Die Frage, ob die geplanten Asylrechtsverschärfungen in der Ampel-Koalition aus SPD, Grünen und FDP ein Streitpunkt seien, verneinte Faeser am Morgen. «Also es ist kein Streitpunkt, weil wir eine gemeinsame Position als Ampel haben», sagte sie. Diese sehe vor, für hohe Menschenrechtsstandards und für den Schutz der Kinder einzutreten. Auf die Frage, wie die Bundesregierung sich positionieren wird, wenn ihr Kampf nicht erfolgreich sein sollte, antwortete Faeser nicht.

Scholz wirbt um Solidarität

Vor seinem Besuch in Rom hat Bundeskanzler Olaf Scholz Italien Solidarität bei der Aufnahme von Flüchtlingen zugesichert.
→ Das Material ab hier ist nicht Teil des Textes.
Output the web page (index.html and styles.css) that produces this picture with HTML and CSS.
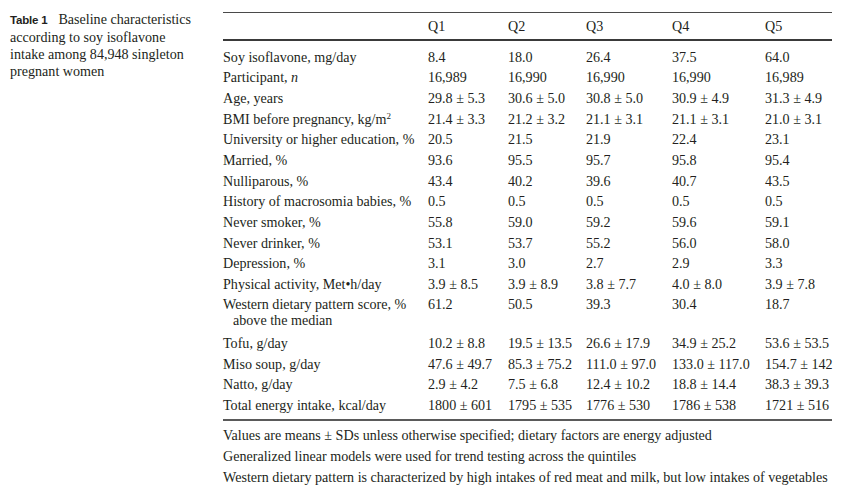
FILE: index.html
```html
<!DOCTYPE html>
<html>
<head>
<meta charset="utf-8">
<link rel="stylesheet" href="styles.css">
</head>
<body>
<div class="page">
  <div class="caption"><span class="label">Table 1</span>Baseline characteristics<br>according to soy isoflavone<br>intake among 84,948 singleton<br>pregnant women</div>
  <div class="content">
    <table class="data">
      <colgroup>
        <col class="c-label"><col class="c-q1"><col class="c-q2"><col class="c-q3"><col class="c-q4"><col class="c-q5">
      </colgroup>
      <thead>
        <tr><th></th><th>Q1</th><th>Q2</th><th>Q3</th><th>Q4</th><th>Q5</th></tr>
      </thead>
      <tbody>
        <tr class="first"><td>Soy isoflavone, mg/day</td><td>8.4</td><td>18.0</td><td>26.4</td><td>37.5</td><td>64.0</td></tr>
        <tr><td>Participant, <i>n</i></td><td>16,989</td><td>16,990</td><td>16,990</td><td>16,990</td><td>16,989</td></tr>
        <tr><td>Age, years</td><td>29.8 ± 5.3</td><td>30.6 ± 5.0</td><td>30.8 ± 5.0</td><td>30.9 ± 4.9</td><td>31.3 ± 4.9</td></tr>
        <tr><td>BMI before pregnancy, kg/m<span class="sup">2</span></td><td>21.4 ± 3.3</td><td>21.2 ± 3.2</td><td>21.1 ± 3.1</td><td>21.1 ± 3.1</td><td>21.0 ± 3.1</td></tr>
        <tr><td>University or higher education, %</td><td>20.5</td><td>21.5</td><td>21.9</td><td>22.4</td><td>23.1</td></tr>
        <tr><td>Married, %</td><td>93.6</td><td>95.5</td><td>95.7</td><td>95.8</td><td>95.4</td></tr>
        <tr><td>Nulliparous, %</td><td>43.4</td><td>40.2</td><td>39.6</td><td>40.7</td><td>43.5</td></tr>
        <tr><td>History of macrosomia babies, %</td><td>0.5</td><td>0.5</td><td>0.5</td><td>0.5</td><td>0.5</td></tr>
        <tr><td>Never smoker, %</td><td>55.8</td><td>59.0</td><td>59.2</td><td>59.6</td><td>59.1</td></tr>
        <tr><td>Never drinker, %</td><td>53.1</td><td>53.7</td><td>55.2</td><td>56.0</td><td>58.0</td></tr>
        <tr><td>Depression, %</td><td>3.1</td><td>3.0</td><td>2.7</td><td>2.9</td><td>3.3</td></tr>
        <tr><td>Physical activity, Met•h/day</td><td>3.9 ± 8.5</td><td>3.9 ± 8.9</td><td>3.8 ± 7.7</td><td>4.0 ± 8.0</td><td>3.9 ± 7.8</td></tr>
        <tr class="tall"><td>Western dietary pattern score, %<span class="cont">above the median</span></td><td>61.2</td><td>50.5</td><td>39.3</td><td>30.4</td><td>18.7</td></tr>
        <tr><td>Tofu, g/day</td><td>10.2 ± 8.8</td><td>19.5 ± 13.5</td><td>26.6 ± 17.9</td><td>34.9 ± 25.2</td><td>53.6 ± 53.5</td></tr>
        <tr><td>Miso soup, g/day</td><td>47.6 ± 49.7</td><td>85.3 ± 75.2</td><td>111.0 ± 97.0</td><td>133.0 ± 117.0</td><td>154.7 ± 142</td></tr>
        <tr><td>Natto, g/day</td><td>2.9 ± 4.2</td><td>7.5 ± 6.8</td><td>12.4 ± 10.2</td><td>18.8 ± 14.4</td><td>38.3 ± 39.3</td></tr>
        <tr class="last"><td>Total energy intake, kcal/day</td><td>1800 ± 601</td><td>1795 ± 535</td><td>1776 ± 530</td><td>1786 ± 538</td><td>1721 ± 516</td></tr>
      </tbody>
    </table>
    <div class="notes">
      <p>Values are means ± SDs unless otherwise specified; dietary factors are energy adjusted</p>
      <p>Generalized linear models were used for trend testing across the quintiles</p>
      <p>Western dietary pattern is characterized by high intakes of red meat and milk, but low intakes of vegetables</p>
    </div>
  </div>
</div>
</body>
</html>
```
FILE: styles.css
```css
html, body {
  margin: 0;
  padding: 0;
  background: #ffffff;
}
body {
  font-family: "Liberation Serif", "Times New Roman", serif;
  font-size: 14.1px;
  color: #231f20;
}
.page {
  display: flex;
  align-items: flex-start;
  padding: 11px 0 0 10px;
}
.caption {
  width: 205px;
  margin-right: 8px;
  line-height: 17px;
  white-space: nowrap;
}
.caption .label {
  font-family: "Liberation Sans", Arial, sans-serif;
  font-weight: bold;
  font-size: 11.5px;
  margin-right: 11px;
  letter-spacing: -0.2px;
}
.content {
  width: 609px;
  margin-top: 1px;
}
.data {
  width: 609px;
  table-layout: fixed;
  border-collapse: collapse;
}
.c-label { width: 205px; }
.c-q1 { width: 80px; }
.c-q2 { width: 78px; }
.c-q3 { width: 86px; }
.c-q4 { width: 93px; }
.c-q5 { width: 67px; }
.data th {
  font-weight: normal;
  text-align: left;
  line-height: 16px;
  padding: 5px 0 5px 0;
  border-top: 1px solid #4a4a4a;
  border-bottom: 2px solid #3a3a3a;
}
.data td {
  text-align: left;
  vertical-align: top;
  line-height: 16px;
  padding: 2.33px 0;
  white-space: nowrap;
}
.data tr.first td {
  padding-top: 7.6px;
}
.data tr.tall td {
  padding-bottom: 4.2px;
}
.data tr.last td {
  padding-bottom: 6px;
  border-bottom: 2px solid #5a5a5a;
}
.cont {
  display: block;
  padding-left: 10px;
}
.sup {
  font-size: 9px;
  vertical-align: 5px;
  line-height: 0;
}
.notes {
  padding-top: 4px;
}
.notes p {
  margin: 0;
  line-height: 21px;
  white-space: nowrap;
}
```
Italien, Griechenland und andere am Mittelmeer liegende EU-Staaten stünden vor einer großen Herausforderung, weil die Zahl der dort ankommenden Flüchtlinge steige, sagte der SPD-Politiker der italienischen Zeitung «Corriere della Sera». «Und damit dürfen wir Italien und die anderen nicht allein lassen, sondern verfolgen einen Ansatz von Solidarität und Verantwortung.»